Of course believing that women are liars permeates much more than our professional or social interactions. It also imbues our understanding of personal relationships. Women are too often believed to have a 'hidden' agenda in relationships, mainly linked to their biological desire for children, or an innate 'gold digger' mentality. In relationships, men know better: have better perspectives, know better what is right, and know better about what a woman will do or say before she has done either. Again, her anger is volatile, emotional, uncontrollable. A man's anger has purpose, is excusable, and does not denote personality flaws.

Believing a woman would have significant ramifications on the existing power relations between the sexes. Women being taken at their word, and being trusted in their abilities and reasoning would mean that they belonged in the same positions of power that men do, without needing to justify their place. It would indicate that the norm is no longer male, but that women can, innately, be leaders of forming, stating and enforcing the truth. What would that mean for those currently in positions of power?

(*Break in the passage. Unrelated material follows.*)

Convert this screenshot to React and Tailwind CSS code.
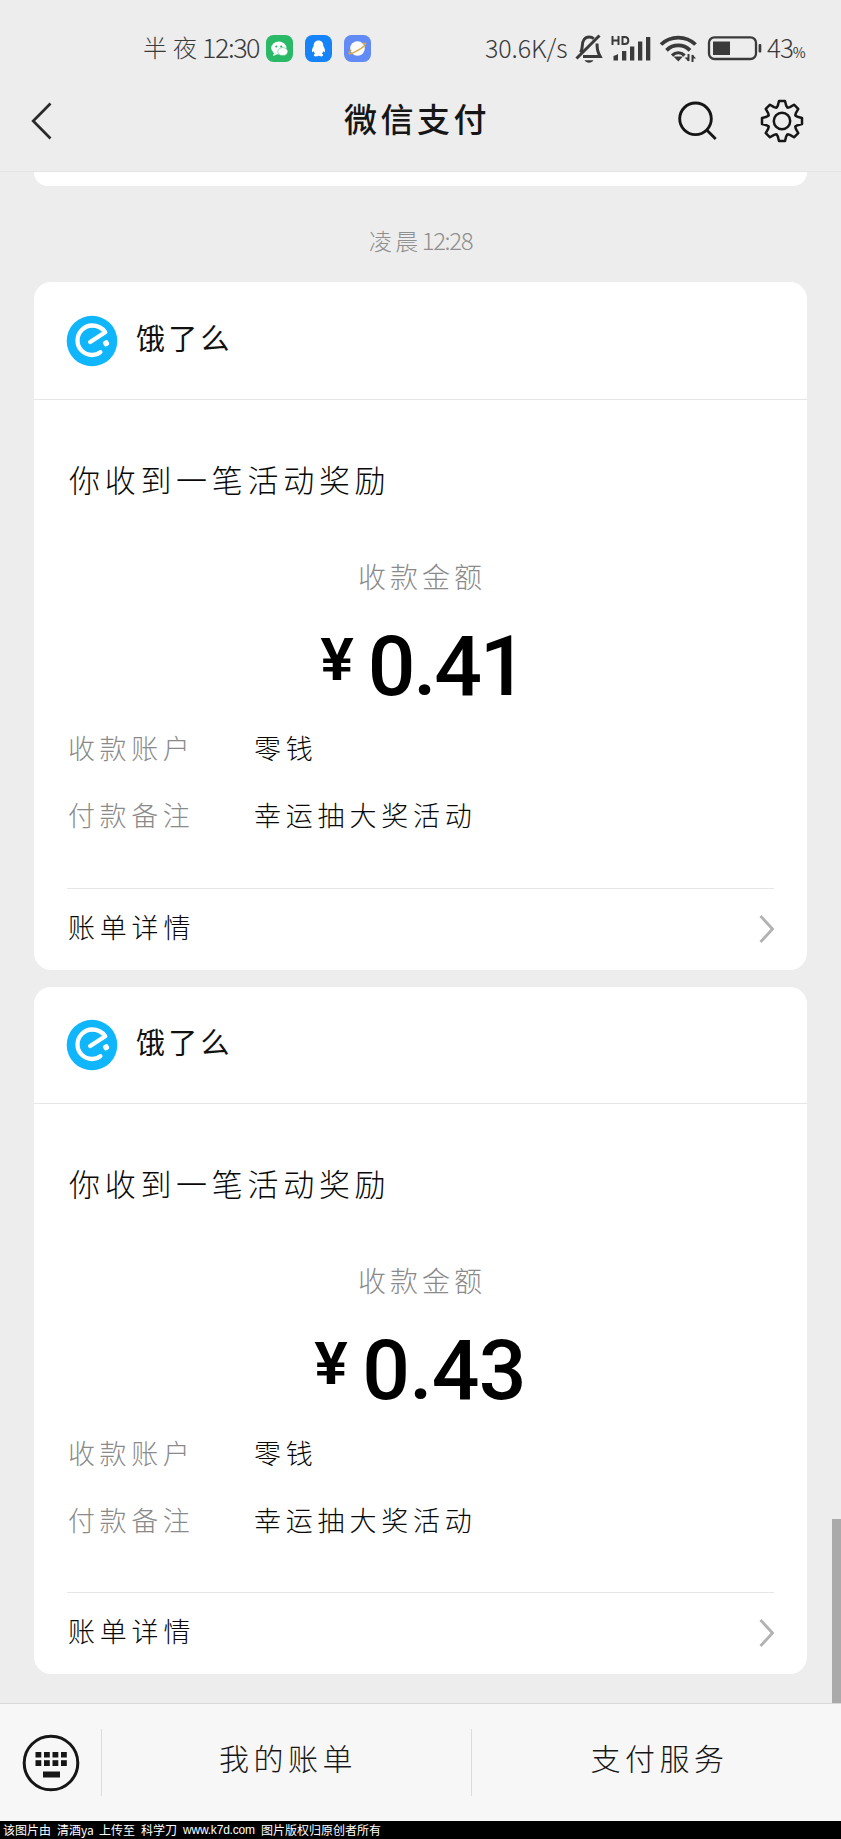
import React from "react";

const toothPath = (() => {
  const tooth = [[-5.4, -13.4], [-4.2, -15.4], [-3, -20], [3, -20], [4.2, -15.4], [5.4, -13.4]];
  const points = [];
  for (let i = 0; i < 8; i++) {
    const a = (i * Math.PI) / 4;
    tooth.forEach(([x, y]) => {
      points.push(
        (x * Math.cos(a) - y * Math.sin(a)).toFixed(2) + " " + (x * Math.sin(a) + y * Math.cos(a)).toFixed(2)
      );
    });
  }
  return "M" + points.join("L") + "Z";
})();

function StatusBar() {
  return (
    <div className="flex h-[80px] items-start pt-[33px] text-[#3a3a3a]">
      <div className="ml-[143px] flex h-[28px] w-[121px] shrink-0 items-center whitespace-nowrap font-light">
        <span className="w-[59px] text-[24px] leading-[28px] tracking-[6px]">半夜</span>
        <span className="text-[27px] leading-[28px] tracking-[-1.5px]">12:30</span>
      </div>
      <div className="ml-[2px] mt-[2px] flex gap-[12px]">
        <svg width="27" height="27" viewBox="0 0 27 27">
          <rect width="27" height="27" rx="7.5" fill="#2aba67" />
          <ellipse cx="12.8" cy="13" rx="7.6" ry="6.5" fill="#fff" />
          <path d="M8 18l-1 3 4-1.5z" fill="#fff" />
          <ellipse cx="16.8" cy="16.6" rx="5" ry="4" fill="#fff" stroke="#2aba67" strokeWidth=".5" />
          <circle cx="10.3" cy="11.5" r="1.1" fill="#2aba67" />
          <circle cx="15.2" cy="11.5" r="1.1" fill="#2aba67" />
        </svg>
        <svg width="27" height="27" viewBox="0 0 27 27">
          <rect width="27" height="27" rx="7.5" fill="#1684f8" />
          <path d="M13.5 5.4c-3.4 0-4.8 2.4-4.8 5.5-1.2 2-2.2 4.2-1.5 6.2.5.3 1.1-.4 1.5-1 .2 1.2.7 2 1.4 2.7-2 .8-1.5 2.6.6 2.6 1.3 0 2.3-.3 2.8-.9.5.6 1.5.9 2.8.9 2.1 0 2.6-1.8.6-2.6.7-.7 1.2-1.5 1.4-2.7.4.6 1 1.3 1.5 1 .7-2-.3-4.2-1.5-6.2 0-3.1-1.4-5.5-4.8-5.5z" fill="#fff" />
        </svg>
        <svg width="27" height="27" viewBox="0 0 27 27">
          <rect width="27" height="27" rx="7.5" fill="#628bf5" />
          <circle cx="13.5" cy="13.5" r="7.3" fill="#fff" />
          <path d="M7.3 14.8c-2.4 2.6-3 4.3-1.3 4.1 3.5-.5 14.3-6.8 15.5-9.7.4-1.3-1-1.2-2.9-.5" fill="none" stroke="#dfa93c" strokeWidth="1.4" />
        </svg>
      </div>
      <span className="ml-[114px] w-[90px] whitespace-nowrap text-[25px] font-light leading-[28px] tracking-[-0.1px]">30.6K/s</span>
      <svg className="mt-px" width="29" height="30" viewBox="575 34 29 30" fill="none" stroke="#3a3a3a" strokeWidth="3">
        <path d="M576.5 58.5L599.5 35.5" />
        <path d="M580.5 52.5c1.5-2 1.7-3.5 1.7-6 0-5.5 2.6-9.5 7-9.5 1.8 0 3.3.6 4.5 1.8M597 43.5c.2 6.5.6 8 3.2 13H583" />
        <path d="M584.5 60.2h9c-1.5 3.3-7.5 3.3-9 0z" fill="#3a3a3a" stroke="none" />
      </svg>
      <svg className="ml-[6px]" width="42" height="30" viewBox="610 33 42 30" fill="#3a3a3a">
        <path d="M612.5 36v9M618.5 36v9M612.5 40.4h6M622.5 37v7h2.2c4.8 0 4.8-7 0-7z" fill="none" stroke="#3a3a3a" strokeWidth="2" />
        <path d="M613.5 56q3-1 4.5-2v6.5h-4.5zM622 51h4.3v9.5H622zM630 46.5h4.3v14H630zM638 41.5h4.3v19H638zM646 37h4.3v23.5H646z" />
      </svg>
      <svg className="ml-[7px]" width="38" height="30" viewBox="659 33 38 30" fill="none" stroke="#3a3a3a" strokeWidth="3.8">
        <path d="M661 44.5c9.5-9.3 25-9.3 34.5 0" />
        <path d="M666.5 50.3c6.5-6.5 17-6.5 23.5 0" />
        <path d="M672 55.5c3.8-3.5 8.8-3.5 12.6 0" strokeWidth="3.2" />
        <path d="M673.5 56.5h9.5l-4.7 5z" fill="#3a3a3a" stroke="none" />
        <path d="M688.5 54v7M692.5 62v-7" strokeWidth="2" />
        <path d="M688.5 61.5l-4-4h4zM692.5 54.5l3.5 4h-3.5z" fill="#3a3a3a" stroke="none" />
      </svg>
      <svg className="ml-[10px] mt-[2px]" width="56" height="26" viewBox="707 35 56 26">
        <rect x="709" y="37.3" width="47" height="21.7" rx="5.5" fill="none" stroke="#3a3a3a" strokeWidth="2.3" />
        <rect x="713" y="41.5" width="17" height="13.5" fill="#3a3a3a" />
        <rect x="758.6" y="44" width="2.7" height="8.5" rx="1" fill="#3a3a3a" />
      </svg>
      <div className="ml-[4px] flex h-[28px] items-baseline whitespace-nowrap font-light leading-[28px]">
        <span className="text-[26px] tracking-[-1px]">43</span>
        <span className="text-[14px] font-normal tracking-[-1px]">%</span>
      </div>
    </div>
  );
}

function NavBar() {
  return (
    <div className="flex h-[92px] items-start border-b border-[#e4e4e4]">
      <svg className="ml-[30px] mt-[21px]" width="24" height="40" viewBox="30 101 24 40" fill="none" stroke="#2a2a2a" strokeWidth="2.7">
        <path d="M50.5 103.5L33.2 121l17.3 17.5" />
      </svg>
      <h1 className="ml-[290px] mt-[18px] w-[160px] whitespace-nowrap text-[33px] font-medium leading-[40px] tracking-[3.5px] text-[#161616]">微信支付</h1>
      <svg className="ml-[172px] mt-[20px]" width="42" height="42" viewBox="676 100 42 42" fill="none" stroke="#161616" strokeWidth="2.9">
        <circle cx="695.5" cy="118.8" r="15.8" />
        <path d="M706.5 129.8l9.2 9.2" />
      </svg>
      <svg className="ml-[42px] mt-[19px]" width="44" height="44" viewBox="-22 -22 44 44" fill="none" stroke="#161616" strokeWidth="2.5" strokeLinejoin="round">
        <path d={toothPath} />
        <circle r="8.2" />
      </svg>
    </div>
  );
}

function BrandLogo() {
  return (
    <svg className="shrink-0" width="52" height="52" viewBox="-26 -26 52 52">
      <circle r="25.3" fill="#10b6fb" />
      <path d="M-1.8 1L13.2-8.8C9.5-14 5-15.5 0-15.5-8-15.5-14.5-8.5-14.5-.5c0 8.2 6.5 14.5 14.5 14.5 3.2 0 6-.8 8.4-2.8" fill="none" stroke="#fff" strokeWidth="4.3" strokeLinejoin="round" strokeLinecap="round" />
      <rect x="11.3" y="-.5" width="5.6" height="5.6" rx="1.8" transform="rotate(-30 14 2.3)" fill="#fff" />
    </svg>
  );
}

function Row({ label, value }) {
  return (
    <div className="flex h-[67px] items-center whitespace-nowrap text-[27px] font-light leading-[36px] tracking-[4.6px]">
      <span className="w-[186px] shrink-0 text-[#8a8a8a]">{label}</span>
      <span className="tracking-[4.8px] text-[#080808]">{value}</span>
    </div>
  );
}

function Amount({ value }) {
  // Amounts that end in the narrow figure "1" are set slightly tighter.
  const tight = value.endsWith("1");
  return (
    <div className={`mt-[30px] flex h-[91px] items-start justify-center font-['Roboto',sans-serif] text-black ${tight ? "pl-[5px]" : ""}`}>
      <span className="mt-px scale-x-[1.05] text-[60px] font-semibold leading-[70px]">¥</span>
      <span className={`ml-[15px] text-[84px] font-medium leading-[86px] ${tight ? "tracking-[-2.2px]" : "tracking-[-0.8px]"}`}>{value}</span>
    </div>
  );
}

function PaymentCard({ amount }) {
  return (
    <section className="h-[687.4px] shrink-0 rounded-[17px] bg-white">
      <header className="flex h-[117.5px] items-center border-b border-[#e6e6e6] pl-[32px]">
        <BrandLogo />
        <span className="-mt-[8px] ml-[18px] whitespace-nowrap text-[29px] leading-[40px] tracking-[3.2px] text-[#111]">饿了么</span>
      </header>
      <div className="px-[34px]">
        <h2 className="whitespace-nowrap pl-px pt-[59px] text-[31px] font-light leading-[40px] tracking-[4.7px] text-[#080808]">你收到一笔活动奖励</h2>
        <p className="mt-[59px] pl-[3px] text-center text-[28px] font-light leading-[36px] tracking-[4px] text-[#8a8a8a]">收款金额</p>
        <Amount value={amount} />
        <Row label="收款账户" value="零钱" />
        <Row label="付款备注" value="幸运抽大奖活动" />
      </div>
      <footer className="mx-[33px] mt-[39px] flex h-[80px] items-center justify-between border-t border-[#e6e6e6]">
        <span className="-mt-[3px] whitespace-nowrap pl-px text-[27px] font-light leading-[36px] tracking-[4.8px] text-[#080808]">账单详情</span>
        <svg className="mt-px" width="15" height="30" viewBox="0 0 15 30" fill="none" stroke="#b2b2b2" strokeWidth="2.8">
          <path d="M1.5 2L13.5 15 1.5 28" />
        </svg>
      </footer>
    </section>
  );
}

function KeyboardIcon() {
  return (
    <svg width="58" height="58" viewBox="-29 -29 58 58" fill="#161616">
      <circle r="26.8" fill="none" stroke="#161616" strokeWidth="3" />
      {[-15.5, -7, 1.5, 10].map((x) => (
        <React.Fragment key={x}>
          <rect x={x} y="-11" width="5.8" height="5.5" />
          <rect x={x} y="-2.8" width="5.8" height="5.8" />
        </React.Fragment>
      ))}
      <rect x="-8" y="8.5" width="17" height="6" />
    </svg>
  );
}

function BottomBar() {
  return (
    <div className="flex h-[118px] shrink-0 items-start border-t border-[#d8d8d8] bg-[#f7f7f7] text-[30px] font-light leading-[40px] tracking-[4.5px] text-[#161616]">
      <div className="flex h-[118px] w-[101px] items-center pl-[22px]"><KeyboardIcon /></div>
      <div className="mt-[25px] flex h-[67px] w-[370px] items-center justify-center border-l border-[#dcdcdc] pb-[11px] pl-[3px]">我的账单</div>
      <div className="mt-[25px] flex h-[67px] w-[370px] items-center justify-center border-l border-[#dcdcdc] pb-[11px] pl-[6px]">支付服务</div>
    </div>
  );
}

export default function App() {
  return (
    <div className="flex h-[1839px] w-[841px] flex-col overflow-hidden bg-[#ededed] font-['Noto_Sans_CJK_SC',sans-serif]">
      <StatusBar />
      <NavBar />
      <main className="relative flex h-[1531px] shrink-0 flex-col px-[34px]">
        <div className="h-[14px] shrink-0 rounded-b-[17px] bg-white" />
        <p className="mt-[39px] flex h-[30px] items-center justify-center whitespace-nowrap text-[23px] font-light leading-[30px] text-[#8f8f8f]">
          <span className="tracking-[3.4px]">凌晨</span>
          <span className="text-[24px] tracking-[-1.4px]">12:28</span>
        </p>
        <div className="mt-[27.3px] flex flex-col gap-[17px]">
          <PaymentCard amount="0.41" />
          <PaymentCard amount="0.43" />
        </div>
        <div className="absolute bottom-0 right-0 h-[184px] w-[9px] bg-[#aaa]" />
      </main>
      <BottomBar />
      <div className="flex h-[18px] shrink-0 items-center whitespace-nowrap bg-black pl-[3px] text-[12px] leading-[18px] text-white">
        <span className="w-[54px]">该图片由</span>
        <span className="w-[42px]">清酒ya</span>
        <span className="w-[42px]">上传至</span>
        <span className="w-[42px]">科学刀</span>
        <span className="w-[78px] font-['Liberation_Sans',sans-serif] tracking-[-0.2px]">www.k7d.com</span>
        <span>图片版权归原创者所有</span>
      </div>
    </div>
  );
}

Tropes persist and play out, none more so than in the political shouting matches broadcast with biased media commentary and traditional stereotypes plastered across headlines. The negative repercussions of not believing women are far and wide. Luckily as more women move into the upper echelons of the corporate and political worlds, they will serve as role models not only for younger women, but also younger men, who will be part of future generations that see women's belonging to these structures as normalized. This may help to change the discussion around who can be trusted, as women are seen in these positions, and younger generations believe this to be their normal place.